Kさんは大学卒業後、就職で関西に引っ越し、私たちは離れていた時期があった。私は当時高校生だったから、さらに彼女でもなかったから、簡単に会いにいくこともできなかった。私は彼によく手紙を書いた。彼はいつも、しっかりと返事をくれた。とてもきれいな字で、素晴らしい文章だった。そして夜中によく電話で話をした。彼はお酒が大好きだったが、私が電話をしたいと言った日に酔っ払っていることは一度もなかった。そして電話をかけると、必ずかけ直してくれた。私は、何時間でもしゃべった。

それでも当時私が少し違和感を持っていたのは、彼の職業だった。なぜ、書くことを仕事にしないのか。寂しくて斜めに見ていたところがあるかもしれないが「将来の子どもに自分がつくった電車を見せたい」という入社面接で話したという理由も本心ではないように感じていた。まあ、でも、私も関西の大学に行こうかな… ということは考えていた。そのことを少し話したら彼は言った。たぶん転職する、東京に戻るからと。東京で、また会えるんだ。嬉しかった。受験がんばろうと思った。まさかぼんやりしていて4年間横浜・戸塚に通う大学に入学しちゃうとは思わなかった。英文学部にしておけば後半2年東京だったのに。とほほ。ははは。横浜に会いに来てもらったりしてたわ。

彼はちゃんと書く仕事に転職した。社名を聞いたとき、あらゆる書く仕事のなかで、彼にいちばんぴったりだと思った。そこで成功していることが嬉しかった。

彼が私と本格的に距離をつめようとしてきたとき、我々の男女のタイミングは終わっていて(つまり最初からダメだったってことだよな…)私たちは永遠に離れてしまった。彼には妻子ができていた。私にはふたり彼氏がいて、3人目はにんともかんともトゥーマッチだと思った。でも友達としての距離で関係を続けることはもう難しいと思われた。

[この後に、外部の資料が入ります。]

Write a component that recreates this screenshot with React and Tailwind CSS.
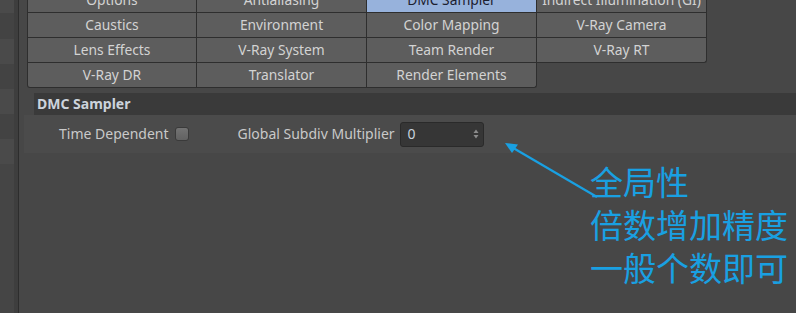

「文章のうまさ」はずっと、私が恋に落ちるポイントのひとつなのだが、Kさんの影響もあるのではないかな、と思ったりする。初恋だったのだ。私が結婚した人は元エディターで、私なんぞよりもずっと文章が上手。なのになんでつくる仕事しないの?と言っては「金にならない」と返され続けている。まあそうか、そうかもね。